- _Data extract_
:::

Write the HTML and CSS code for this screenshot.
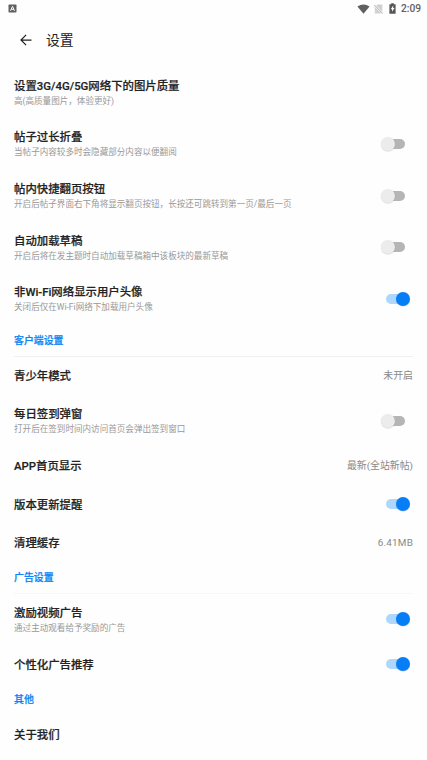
FILE: index.html
```html
<!DOCTYPE html>
<html lang="zh-CN">
<head>
<meta charset="utf-8">
<title>设置</title>
<link rel="stylesheet" href="styles.css">
</head>
<body>
<div class="statusbar">
  <svg class="app-icon" width="9" height="9" viewBox="0 0 9 9"><rect x=".5" y=".5" width="8" height="8" rx=".8" fill="#606060"/><path d="M2.5 6.8 4.5 2.3 6.5 6.8M3.3 5.3h2.4" fill="none" stroke="#fff" stroke-width="1"/></svg>
  <div class="status-right">
    <svg class="wifi" width="13" height="10" viewBox="0 0 13 10"><path d="M.4 2.5Q6.5-1.7 12.6 2.5L6.5 9.8Z" fill="#606060"/></svg>
    <svg class="sim" width="9" height="10" viewBox="0 0 9 10"><path d="M3.4.5H8.3V9.5H.8V3.2Z" fill="#d0d0d0"/><path d="M.2.8 8.8 9.6" stroke="#fff" stroke-width="1.8"/><path d="M.2.8 8.8 9.6" stroke="#a0a0a0" stroke-width=".9"/></svg>
    <svg class="battery" width="7" height="11" viewBox="0 0 7 11"><path d="M2.2.3h2.6v1H6.6v9.4H.4V1.3h1.8Z" fill="#555"/><path d="M4.2 2.5 1.7 6.2h1.4v2.6l2.4-3.7H4.2Z" fill="#fff"/></svg>
    <span class="clock">2:09</span>
  </div>
</div>
<header class="appbar">
  <svg width="12" height="12" viewBox="0 0 12 12"><path d="M6.1.9 1 6l5.1 5.1M1.2 6h10.3" fill="none" stroke="#222" stroke-width="1.25"/></svg>
  <h1>设置</h1>
</header>
<main>
  <div class="row tall"><div><div class="title">设置3G/4G/5G网络下的图片质量</div><div class="desc">高(高质量图片，体验更好)</div></div></div>
  <div class="row tall"><div><div class="title">帖子过长折叠</div><div class="desc">当帖子内容较多时会隐藏部分内容以便翻阅</div></div><i class="switch"></i></div>
  <div class="row tall"><div><div class="title">帖内快捷翻页按钮</div><div class="desc">开启后帖子界面右下角将显示翻页按钮，长按还可跳转到第一页/最后一页</div></div><i class="switch"></i></div>
  <div class="row tall"><div><div class="title">自动加载草稿</div><div class="desc">开启后将在发主题时自动加载草稿箱中该板块的最新草稿</div></div><i class="switch"></i></div>
  <div class="row tall"><div><div class="title">非Wi-Fi网络显示用户头像</div><div class="desc">关闭后仅在Wi-Fi网络下加载用户头像</div></div><i class="switch on"></i></div>
  <h2>客户端设置</h2>
  <div class="row"><div class="title">青少年模式</div><span class="value">未开启</span></div>
  <div class="row tall"><div><div class="title">每日签到弹窗</div><div class="desc">打开后在签到时间内访问首页会弹出签到窗口</div></div><i class="switch"></i></div>
  <div class="row"><div class="title">APP首页显示</div><span class="value">最新(全站新帖)</span></div>
  <div class="row"><div class="title">版本更新提醒</div><i class="switch on"></i></div>
  <div class="row"><div class="title">清理缓存</div><span class="value size">6.41MB</span></div>
  <h2 class="faint">广告设置</h2>
  <div class="row tall"><div><div class="title">激励视频广告</div><div class="desc">通过主动观看给予奖励的广告</div></div><i class="switch on"></i></div>
  <div class="row"><div class="title">个性化广告推荐</div><i class="switch on"></i></div>
  <h2 class="plain">其他</h2>
  <div class="row"><div class="title">关于我们</div></div>
</main>
</body>
</html>
```
FILE: styles.css
```css
* { box-sizing: border-box; }
body {
  margin: 0;
  height: 760px;
  overflow: hidden;
  background: #fefefe;
  color: #222;
  font-family: Roboto, "Noto Sans CJK SC", sans-serif;
  white-space: nowrap;
}
svg { display: block; flex: none; }
.statusbar {
  height: 17px;
  padding: 0 6px 0 8px;
  display: flex;
  align-items: center;
  justify-content: space-between;
}
.status-right { display: flex; align-items: center; }
.sim { margin-left: 4px; }
.battery { margin-left: 6px; }
.clock { margin-left: 5px; font-size: 10.2px; font-weight: 500; line-height: 16px; color: #606060; }
.appbar {
  height: 46px;
  padding-left: 20px;
  display: flex;
  align-items: center;
  gap: 14px;
}
h1 { margin: 0; font-size: 13.8px; font-weight: 400; line-height: 20px; }
main { padding: 3.8px 14px 0 14px; }
.row {
  height: 38.5px;
  display: flex;
  align-items: center;
  justify-content: space-between;
}
.tall { height: 51.7px; }
.title { font-size: 11.4px; font-weight: 500; line-height: 16px; -webkit-text-stroke: .2px #222; }
.desc { font-size: 8.57px; line-height: 14px; color: #999; }
.value { font-size: 9.9px; line-height: 16px; color: #888; }
.size { letter-spacing: .2px; }
h2 {
  margin: 0;
  height: 31.5px;
  border-bottom: 1px solid #f0f0f0;
  font-size: 9.9px;
  font-weight: 500;
  line-height: 32px;
  color: #0b86f5;
  -webkit-text-stroke: .25px #0b86f5;
}
.faint { border-color: #f7f7f7; }
.plain { border-color: transparent; }
.switch {
  position: relative;
  flex: none;
  width: 22px;
  height: 10px;
  margin: 0 8px 1px 0;
  border-radius: 5px;
  background: #b5b5b5;
}
.switch::after {
  content: "";
  position: absolute;
  left: -2px;
  top: -2px;
  width: 14px;
  height: 14px;
  border-radius: 50%;
  background: #ececec;
  box-shadow: 0 .5px 1px rgba(0, 0, 0, .18);
}
.on { margin-right: 5px; background: #add7fd; }
.on::after { left: 10px; background: #087ef6; }
```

:::

- _Written exercise_
Give an exact reproduction of every line, leaving out any picture.

- _Response to this exercise_
Write the HTML and CSS code for this screenshot.
FILE: index.html
```html
<!DOCTYPE html>
<html lang="zh-CN">
<head>
<meta charset="utf-8">
<title>设置</title>
<link rel="stylesheet" href="styles.css">
</head>
<body>
<div class="statusbar">
  <svg class="app-icon" width="9" height="9" viewBox="0 0 9 9"><rect x=".5" y=".5" width="8" height="8" rx=".8" fill="#606060"/><path d="M2.5 6.8 4.5 2.3 6.5 6.8M3.3 5.3h2.4" fill="none" stroke="#fff" stroke-width="1"/></svg>
  <div class="status-right">
    <svg class="wifi" width="13" height="10" viewBox="0 0 13 10"><path d="M.4 2.5Q6.5-1.7 12.6 2.5L6.5 9.8Z" fill="#606060"/></svg>
    <svg class="sim" width="9" height="10" viewBox="0 0 9 10"><path d="M3.4.5H8.3V9.5H.8V3.2Z" fill="#d0d0d0"/><path d="M.2.8 8.8 9.6" stroke="#fff" stroke-width="1.8"/><path d="M.2.8 8.8 9.6" stroke="#a0a0a0" stroke-width=".9"/></svg>
    <svg class="battery" width="7" height="11" viewBox="0 0 7 11"><path d="M2.2.3h2.6v1H6.6v9.4H.4V1.3h1.8Z" fill="#555"/><path d="M4.2 2.5 1.7 6.2h1.4v2.6l2.4-3.7H4.2Z" fill="#fff"/></svg>
    <span class="clock">2:09</span>
  </div>
</div>
<header class="appbar">
  <svg width="12" height="12" viewBox="0 0 12 12"><path d="M6.1.9 1 6l5.1 5.1M1.2 6h10.3" fill="none" stroke="#222" stroke-width="1.25"/></svg>
  <h1>设置</h1>
</header>
<main>
  <div class="row tall"><div><div class="title">设置3G/4G/5G网络下的图片质量</div><div class="desc">高(高质量图片，体验更好)</div></div></div>
  <div class="row tall"><div><div class="title">帖子过长折叠</div><div class="desc">当帖子内容较多时会隐藏部分内容以便翻阅</div></div><i class="switch"></i></div>
  <div class="row tall"><div><div class="title">帖内快捷翻页按钮</div><div class="desc">开启后帖子界面右下角将显示翻页按钮，长按还可跳转到第一页/最后一页</div></div><i class="switch"></i></div>
  <div class="row tall"><div><div class="title">自动加载草稿</div><div class="desc">开启后将在发主题时自动加载草稿箱中该板块的最新草稿</div></div><i class="switch"></i></div>
  <div class="row tall"><div><div class="title">非Wi-Fi网络显示用户头像</div><div class="desc">关闭后仅在Wi-Fi网络下加载用户头像</div></div><i class="switch on"></i></div>
  <h2>客户端设置</h2>
  <div class="row"><div class="title">青少年模式</div><span class="value">未开启</span></div>
  <div class="row tall"><div><div class="title">每日签到弹窗</div><div class="desc">打开后在签到时间内访问首页会弹出签到窗口</div></div><i class="switch"></i></div>
  <div class="row"><div class="title">APP首页显示</div><span class="value">最新(全站新帖)</span></div>
  <div class="row"><div class="title">版本更新提醒</div><i class="switch on"></i></div>
  <div class="row"><div class="title">清理缓存</div><span class="value size">6.41MB</span></div>
  <h2 class="faint">广告设置</h2>
  <div class="row tall"><div><div class="title">激励视频广告</div><div class="desc">通过主动观看给予奖励的广告</div></div><i class="switch on"></i></div>
  <div class="row"><div class="title">个性化广告推荐</div><i class="switch on"></i></div>
  <h2 class="plain">其他</h2>
  <div class="row"><div class="title">关于我们</div></div>
</main>
</body>
</html>
```
FILE: styles.css
```css
* { box-sizing: border-box; }
body {
  margin: 0;
  height: 760px;
  overflow: hidden;
  background: #fefefe;
  color: #222;
  font-family: Roboto, "Noto Sans CJK SC", sans-serif;
  white-space: nowrap;
}
svg { display: block; flex: none; }
.statusbar {
  height: 17px;
  padding: 0 6px 0 8px;
  display: flex;
  align-items: center;
  justify-content: space-between;
}
.status-right { display: flex; align-items: center; }
.sim { margin-left: 4px; }
.battery { margin-left: 6px; }
.clock { margin-left: 5px; font-size: 10.2px; font-weight: 500; line-height: 16px; color: #606060; }
.appbar {
  height: 46px;
  padding-left: 20px;
  display: flex;
  align-items: center;
  gap: 14px;
}
h1 { margin: 0; font-size: 13.8px; font-weight: 400; line-height: 20px; }
main { padding: 3.8px 14px 0 14px; }
.row {
  height: 38.5px;
  display: flex;
  align-items: center;
  justify-content: space-between;
}
.tall { height: 51.7px; }
.title { font-size: 11.4px; font-weight: 500; line-height: 16px; -webkit-text-stroke: .2px #222; }
.desc { font-size: 8.57px; line-height: 14px; color: #999; }
.value { font-size: 9.9px; line-height: 16px; color: #888; }
.size { letter-spacing: .2px; }
h2 {
  margin: 0;
  height: 31.5px;
  border-bottom: 1px solid #f0f0f0;
  font-size: 9.9px;
  font-weight: 500;
  line-height: 32px;
  color: #0b86f5;
  -webkit-text-stroke: .25px #0b86f5;
}
.faint { border-color: #f7f7f7; }
.plain { border-color: transparent; }
.switch {
  position: relative;
  flex: none;
  width: 22px;
  height: 10px;
  margin: 0 8px 1px 0;
  border-radius: 5px;
  background: #b5b5b5;
}
.switch::after {
  content: "";
  position: absolute;
  left: -2px;
  top: -2px;
  width: 14px;
  height: 14px;
  border-radius: 50%;
  background: #ececec;
  box-shadow: 0 .5px 1px rgba(0, 0, 0, .18);
}
.on { margin-right: 5px; background: #add7fd; }
.on::after { left: 10px; background: #087ef6; }
```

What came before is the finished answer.